___ Data extract ___

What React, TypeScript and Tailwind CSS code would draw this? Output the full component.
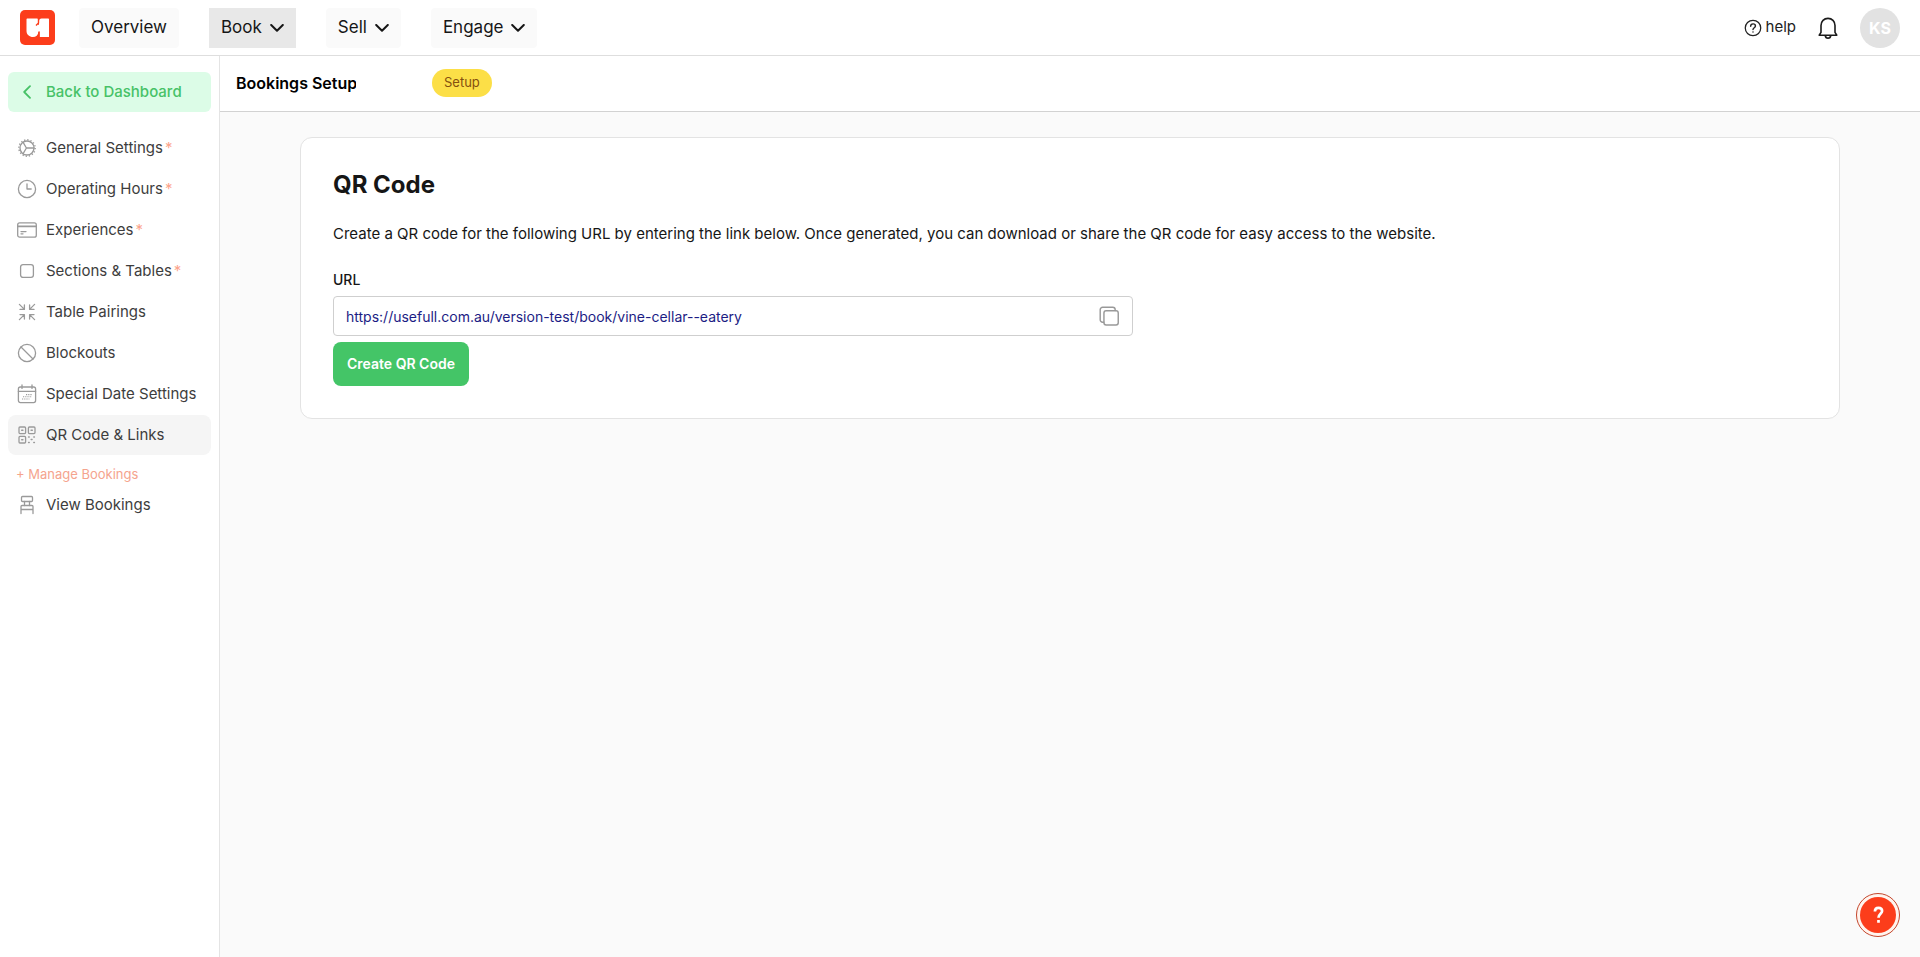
import type { ReactNode } from "react";

function Icon({ children, size = 20, width = 1.3 }: { children: ReactNode; size?: number; width?: number }) {
  return (
    <svg
      width={size}
      height={size}
      viewBox="0 0 20 20"
      fill="none"
      stroke="currentColor"
      strokeWidth={width}
      strokeLinecap="round"
      strokeLinejoin="round"
      aria-hidden="true"
      className="shrink-0"
    >
      {children}
    </svg>
  );
}

const gear = (
  <>
    <circle cx="10" cy="10" r="7" />
    <circle cx="10" cy="10" r="8.2" strokeWidth="1.4" strokeDasharray="1.3 1.92" strokeLinecap="butt" />
    <path d="M9.4 10H17M9.4 10 6 4.2M9.4 10 6 15.8" />
  </>
);

const clock = (
  <>
    <circle cx="10" cy="10" r="8.6" />
    <path d="M10 5v5h4.2" />
  </>
);

const card = (
  <>
    <rect x="0.7" y="2.8" width="18.6" height="14.4" rx="2" />
    <path d="M1 6.4h18" strokeWidth="1.6" />
    <path d="M4 11.6h5M4 13.8h2" />
  </>
);

const square = <rect x="3.6" y="3.6" width="12.8" height="12.8" rx="2.4" />;

const arrowsIn = (
  <>
    <path d="m2.4 2.4 5 5M7.4 3v4.4H3" />
    <path d="m17.6 2.4-5 5M12.6 3v4.4H17" />
    <path d="m2.4 17.6 5-5M7.4 17v-4.4H3" />
    <path d="m17.6 17.6-5-5M12.6 17v-4.4H17" />
  </>
);

const blocked = (
  <>
    <circle cx="10" cy="10" r="8.6" />
    <path d="m4 4 12 12" />
  </>
);

const calendar = (
  <>
    <rect x="1.4" y="3" width="17.2" height="15.6" rx="2" />
    <path d="M1.4 7.4h17.2M5 1v3.4M15 1v3.4" />
    <path d="M9 10.6h6.4M6 12.8h9M5 15h7.4" strokeWidth="1.1" strokeDasharray="1.2 1" strokeLinecap="butt" />
  </>
);

const qr = (
  <>
    <rect x="2" y="2" width="6.6" height="6.6" rx="1" />
    <rect x="11.4" y="2" width="6.6" height="6.6" rx="1" />
    <rect x="2" y="11.4" width="6.6" height="6.6" rx="1" />
    <path
      d="M4.7 5.3h1.2M14.1 5.3h1.2M4.7 14.7h1.2M11.6 12h.6M16.8 12h.6M14.2 14.6h.8M11.6 17.4h.6M16.8 17.4h.6"
      strokeWidth="1.5"
    />
  </>
);

const chair = (
  <>
    <rect x="4.5" y="1.5" width="11" height="5" rx="1" />
    <path d="M7.5 6.5v4M12.5 6.5v4" />
    <path d="M4 18.5v-7c0-.6.4-1 1-1h10c.6 0 1 .4 1 1v7M4 14.5h12" />
  </>
);

const topNav = [
  { label: "Overview", menu: false, active: false },
  { label: "Book", menu: true, active: true },
  { label: "Sell", menu: true, active: false },
  { label: "Engage", menu: true, active: false },
];

const setupNav = [
  { label: "General Settings", icon: gear, required: true },
  { label: "Operating Hours", icon: clock, required: true },
  { label: "Experiences", icon: card, required: true },
  { label: "Sections & Tables", icon: square, required: true },
  { label: "Table Pairings", icon: arrowsIn },
  { label: "Blockouts", icon: blocked },
  { label: "Special Date Settings", icon: calendar },
  { label: "QR Code & Links", icon: qr, active: true },
];

type NavItem = { label: string; icon: ReactNode; required?: boolean; active?: boolean };

function SideLink({ item }: { item: NavItem }) {
  return (
    <a
      href="#"
      aria-current={item.active ? "page" : undefined}
      className={`flex h-10 items-center gap-2 rounded-lg pl-[9px] text-[15px] whitespace-nowrap text-[#3d3d3d] ${
        item.active ? "bg-[#f5f5f5]" : "hover:bg-gray-50"
      }`}
    >
      <span className="flex w-5 justify-center text-[#9a9a9a]">
        <Icon>{item.icon}</Icon>
      </span>
      <span className="ml-px">
        {item.label}
        {item.required && <span className="ml-0.5 text-[#fca48c]">*</span>}
      </span>
    </a>
  );
}

function Header() {
  return (
    <header className="flex h-14 shrink-0 items-center border-b border-[#dedede] bg-white px-5">
      <a href="#" aria-label="Home">
        <svg width="35" height="35" viewBox="0 0 35 35" aria-hidden="true">
          <rect width="35" height="35" rx="5" fill="#fc3d1b" />
          <path
            d="M7.5 8.5H17c.6 0 1 .4 1 1V15l1-.6V11c0-1.5 1-2.500 2.500-2.500H28c.6 0 1 .4 1 1V27h-9.500v-5.500l-1 .5c-.4 3-2.600 5-5.500 5-3.600 0-6.500-2.400-6.500-6V9.500c0-.6.4-1 1-1z"
            fill="#fff"
          />
          <path d="M18.500 8v5l-2.500 2.500M19 27v-5.500" fill="none" stroke="#fc3d1b" strokeWidth="1.4" />
        </svg>
      </a>
      <nav className="ml-6 flex gap-[30px]">
        {topNav.map((item) => (
          <button
            key={item.label}
            type="button"
            className={`flex h-10 items-center gap-2 px-3 text-[17px] text-[#161616] ${
              item.active ? "bg-[#e8e8e8]" : "rounded bg-[#fafafa]"
            }`}
          >
            {item.label}
            {item.menu && (
              <svg width="14" height="8" viewBox="0 0 14 8" fill="none" stroke="currentColor" strokeWidth="2" strokeLinecap="round" strokeLinejoin="round" aria-hidden="true">
                <path d="m1.2 1 5.8 5.8L12.8 1" />
              </svg>
            )}
          </button>
        ))}
      </nav>
      <div className="ml-auto flex items-center">
        <a href="#" className="flex items-center gap-1 text-[15px] text-[#222]">
          <Icon size={18} width={1.4}>
            <circle cx="10" cy="10" r="8.6" />
            <path d="M7.4 8c0-1.6 1.2-2.6 2.7-2.6s2.6 1 2.6 2.4c0 1.9-2.7 2-2.7 3.9M10 14.3v.2" strokeWidth="1.6" />
          </Icon>
          help
        </a>
        <button type="button" aria-label="Notifications" className="ml-5">
          <svg width="24" height="24" viewBox="0 0 24 24" fill="none" stroke="#1b1b1b" strokeWidth="1.6" strokeLinejoin="round" aria-hidden="true">
            <path d="M3.2 19.2 5 16.4V9.6C5 5.4 8 2.4 12 2.4s7 3 7 7.2v6.8l1.8 2.8z" />
            <path d="M9.2 19.4c.2 1.8 1.4 2.8 2.8 2.8s2.6-1 2.8-2.8" />
          </svg>
        </button>
        <button type="button" className="ml-5 h-10 w-10 rounded-full bg-[#e2e2e2] text-base font-bold text-white">
          KS
        </button>
      </div>
    </header>
  );
}

function Sidebar() {
  return (
    <aside className="w-[220px] shrink-0 border-r border-[#e4e4e4] bg-white px-2 pt-4">
      <a
        href="#"
        className="flex h-10 items-center gap-2 rounded-md bg-[#dcfce7] pl-[9px] text-[15px] font-medium whitespace-nowrap text-[#47c267]"
      >
        <span className="flex w-5 justify-center">
          <svg width="8" height="14" viewBox="0 0 8 14" fill="none" stroke="currentColor" strokeWidth="1.8" strokeLinecap="round" strokeLinejoin="round" aria-hidden="true">
            <path d="M7 1.2 1.2 7 7 12.8" />
          </svg>
        </span>
        <span className="ml-px">Back to Dashboard</span>
      </a>
      <nav className="mt-4 flex flex-col gap-px">
        {setupNav.map((item) => (
          <SideLink key={item.label} item={item} />
        ))}
        <p className="mt-2 pl-2 text-[13px] leading-5 text-[#f5a48e]">+ Manage Bookings</p>
        <SideLink item={{ label: "View Bookings", icon: chair }} />
      </nav>
    </aside>
  );
}

export default function App() {
  return (
    <div className="flex min-h-screen flex-col bg-[#fafafa] font-['Inter',sans-serif] text-[#161616]">
      <Header />
      <div className="flex flex-1">
        <Sidebar />
        <div className="min-w-0 flex-1">
          <div className="flex h-14 items-center border-b border-[#d2d2d2] bg-white pb-0.5 pl-4">
            <h1 className="w-[120px] overflow-hidden text-base font-semibold whitespace-nowrap text-black">Bookings Setup</h1>
            <span className="ml-[76px] flex h-7 items-center rounded-full bg-[#fcdf47] px-3 text-[13px] text-[#85500f]">Setup</span>
          </div>
          <main className="px-20 pt-[25px]">
            <section className="rounded-xl border border-[#e3e3e3] bg-white p-8">
              <h2 className="text-2xl leading-[30px] font-bold">QR Code</h2>
              <p className="mt-[22px] text-[15px] leading-6">
                Create a QR code for the following URL by entering the link below. Once generated, you can download or share the QR code
                for easy access to the website.
              </p>
              <label htmlFor="url" className="mt-[22px] block text-sm leading-6 font-medium">
                URL
              </label>
              <div className="mt-1 flex h-10 max-w-[800px] items-center rounded border border-[#cfcfcf] pr-3">
                <input
                  id="url"
                  type="text"
                  readOnly
                  defaultValue="https://usefull.com.au/version-test/book/vine-cellar--eatery"
                  className="h-full min-w-0 flex-1 bg-transparent pl-3 text-sm text-[#1c1c84] outline-none"
                />
                <button type="button" aria-label="Copy link" className="text-[#999]">
                  <Icon size={22}>
                    <path d="M5.4 15.6H4.2A2.2 2.2 0 0 1 2 13.4V4.2C2 3 3 2 4.2 2h9.2c1.2 0 2.2 1 2.2 2.2v.8" />
                    <rect x="5.4" y="5.2" width="13" height="13" rx="2" />
                  </Icon>
                </button>
              </div>
              <button type="button" className="mt-1.5 h-11 rounded-lg bg-[#44c567] px-3.5 text-sm font-semibold text-white">
                Create QR Code
              </button>
            </section>
          </main>
        </div>
      </div>
      <button
        type="button"
        aria-label="Help"
        className="fixed right-5 bottom-5 flex h-11 w-11 items-center justify-center rounded-full border border-[#c4462c] bg-[#fff4ee]"
      >
        <span className="flex h-9 w-9 items-center justify-center rounded-full bg-[#fc3d1b] text-white">
          <svg width="11" height="18" viewBox="0 0 12 20" fill="none" stroke="currentColor" strokeWidth="3" aria-hidden="true">
            <path d="M2 6.2C2 3.6 3.6 2 6 2s4 1.4 4 3.6C10 8.6 6 8.8 6 13M6 15.6v3" />
          </svg>
        </span>
      </button>
    </div>
  );
}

___

▸ **What this task involves**
Transcribe the opening line of the listing above, please, and every line after it through the line with "const square = <rect", word for word, without pictures.

▸ **Result**
What React, TypeScript and Tailwind CSS code would draw this? Output the full component.
import type { ReactNode } from "react";

function Icon({ children, size = 20, width = 1.3 }: { children: ReactNode; size?: number; width?: number }) {
  return (
    <svg
      width={size}
      height={size}
      viewBox="0 0 20 20"
      fill="none"
      stroke="currentColor"
      strokeWidth={width}
      strokeLinecap="round"
      strokeLinejoin="round"
      aria-hidden="true"
      className="shrink-0"
    >
      {children}
    </svg>
  );
}

const gear = (
  <>
    <circle cx="10" cy="10" r="7" />
    <circle cx="10" cy="10" r="8.2" strokeWidth="1.4" strokeDasharray="1.3 1.92" strokeLinecap="butt" />
    <path d="M9.4 10H17M9.4 10 6 4.2M9.4 10 6 15.8" />
  </>
);

const clock = (
  <>
    <circle cx="10" cy="10" r="8.6" />
    <path d="M10 5v5h4.2" />
  </>
);

const card = (
  <>
    <rect x="0.7" y="2.8" width="18.6" height="14.4" rx="2" />
    <path d="M1 6.4h18" strokeWidth="1.6" />
    <path d="M4 11.6h5M4 13.8h2" />
  </>
);

const square = <rect x="3.6" y="3.6" width="12.8" height="12.8" rx="2.4" />;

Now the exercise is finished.